MacBook Pro M2 Max 96gb
macOS 13.3
tensorflow-macos 2.9.0
tensorflow-metal 0.5.0
Here's the reproducible test case
from transformers import AutoTokenizer, TFDistilBertForSequenceClassification
from datasets import load_dataset
imdb = load_dataset('imdb')
sentences = imdb['train']['text'][:500]
tokenizer = AutoTokenizer.from_pretrained("distilbert-base-cased")
model = TFDistilBertForSequenceClassification.from_pretrained('distilbert-base-cased')
for i, sentence in tqdm(enumerate(sentences)):
inputs = tokenizer(sentence, truncation=True, return_tensors='tf')
output = model(inputs).logits
pred = np.argmax(output.numpy(), axis=1)
if i % 100 == 0:
print(f"len(input_ids): {inputs['input_ids'].shape[-1]}")

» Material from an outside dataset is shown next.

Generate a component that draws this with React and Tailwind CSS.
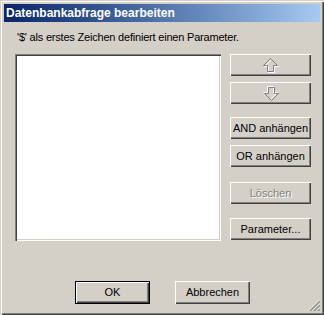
// Win2k-style bevels
const raised = 'shadow-[inset_1px_1px_#ffffff,inset_-1px_-1px_#404040,inset_-2px_-2px_#808080]';
const sunken = 'shadow-[inset_1px_1px_#808080,inset_2px_2px_#404040,inset_-1px_-1px_#ffffff,inset_-2px_-2px_#d4d0c8]';

const ArrowGlyph = ({ down }) => {
  const pts = '7.5,0.5 14.5,7.5 10.5,7.5 10.5,13.5 4.5,13.5 4.5,7.5 0.5,7.5';
  return (
    <svg width="16" height="15" viewBox="0 0 16 15" className={down ? 'rotate-180' : ''}>
      <polygon points={pts} transform="translate(1 1)" fill="none" stroke="#ffffff" strokeWidth="1" />
      <polygon points={pts} fill="none" stroke="#808080" strokeWidth="1" />
    </svg>
  );
};

const Button = ({ children, className = '', disabled, isDefault }) => {
  if (isDefault) {
    return (
      <div className={`border border-black bg-[#d4d0c8] ${className}`}>
        <div className={`h-full flex items-center justify-center ${raised}`}>{children}</div>
      </div>
    );
  }
  return (
    <div
      className={`bg-[#d4d0c8] flex items-center justify-center ${raised} ${
        disabled ? 'text-[#808080] [text-shadow:1px_1px_#ffffff]' : 'text-black'
      } ${className}`}
    >
      {children}
    </div>
  );
};

const SizeGrip = () => (
  <svg width="12" height="12" viewBox="0 0 12 12">
    {[0, 4, 8].map((o) => (
      <g key={o}>
        <line x1={12} y1={o + 0.5} x2={o + 0.5} y2={12} stroke="#ffffff" />
        <line x1={12} y1={o + 1.5} x2={o + 1.5} y2={12} stroke="#808080" />
        <line x1={12} y1={o + 2.5} x2={o + 2.5} y2={12} stroke="#808080" />
      </g>
    ))}
  </svg>
);

export default function App() {
  return (
    <div
      className="w-[324px] h-[315px] bg-[#d4d0c8] relative p-[4px] flex flex-col text-[11px] text-black shadow-[inset_1px_1px_#d4d0c8,inset_2px_2px_#ffffff,inset_-1px_-1px_#404040,inset_-2px_-2px_#808080]"
      style={{ fontFamily: '"Liberation Sans", Arial, sans-serif' }}
    >
      {/* Title bar */}
      <div className="h-[18px] bg-gradient-to-r from-[#0a246a] to-[#a6caf0] flex items-center pl-[2px]">
        <span className="text-white font-bold text-[12px] leading-none">Datenbankabfrage bearbeiten</span>
      </div>

      {/* Body */}
      <div className="flex-1 flex flex-col">
        <div className="mt-[8px] ml-[13px] h-[14px] leading-[14px] tracking-[-0.2px]">
          '$' als erstes Zeichen definiert einen Parameter.
        </div>

        <div className="flex mt-[10px] ml-[11px]">
          <div className={`w-[206px] h-[187px] bg-white ${sunken}`} />

          <div className="ml-[9px] w-[81px] flex flex-col">
            <Button className="h-[22px]">
              <ArrowGlyph />
            </Button>
            <Button className="h-[22px] mt-[6px]">
              <ArrowGlyph down />
            </Button>
            <Button className="h-[22px] mt-[13px]">AND anhängen</Button>
            <Button className="h-[22px] mt-[6px]">OR anhängen</Button>
            <Button className="h-[22px] mt-[15px]" disabled>
              Löschen
            </Button>
            <Button className="h-[22px] mt-[14px]">Parameter...</Button>
          </div>
        </div>

        <div className="flex mt-[40px] ml-[71px] gap-[25px]">
          <Button isDefault className="w-[75px] h-[23px]">
            OK
          </Button>
          <Button className="w-[75px] h-[23px]">Abbrechen</Button>
        </div>
      </div>

      <div className="absolute right-[4px] bottom-[4px]">
        <SizeGrip />
      </div>
    </div>
  );
}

I monitored GPU utilization slowly decayed from 50% to 10%. It is excruciating slow towards the end. The print statement also confirmed this:
Metal device set to: Apple M2 Max
systemMemory: 96.00 GB
maxCacheSize: 36.00 GB
3it [00:00, 10.87it/s]
len(input_ids): 391
101it [00:13, 6.38it/s]
len(input_ids): 215
201it [00:34, 4.78it/s]
len(input_ids): 237
301it [00:55, 4.26it/s]
len(input_ids): 256
401it [01:54, 1.12it/s]
len(input_ids): 55
500it [03:40, 2.27it/s]
I found no evidence yet this is a heat throttling issue, 'cos after the huge drop in GPU utilization, other processes will overtake using the GPU (like 2%).
I wonder what's going on? Is there any profiling tips I can do to help investigate. I am aware I can "fix" this by doing batch inferences. But seeing this GPU utilization decay is unsettling, since this can potentially happen for a training session (which is far longer).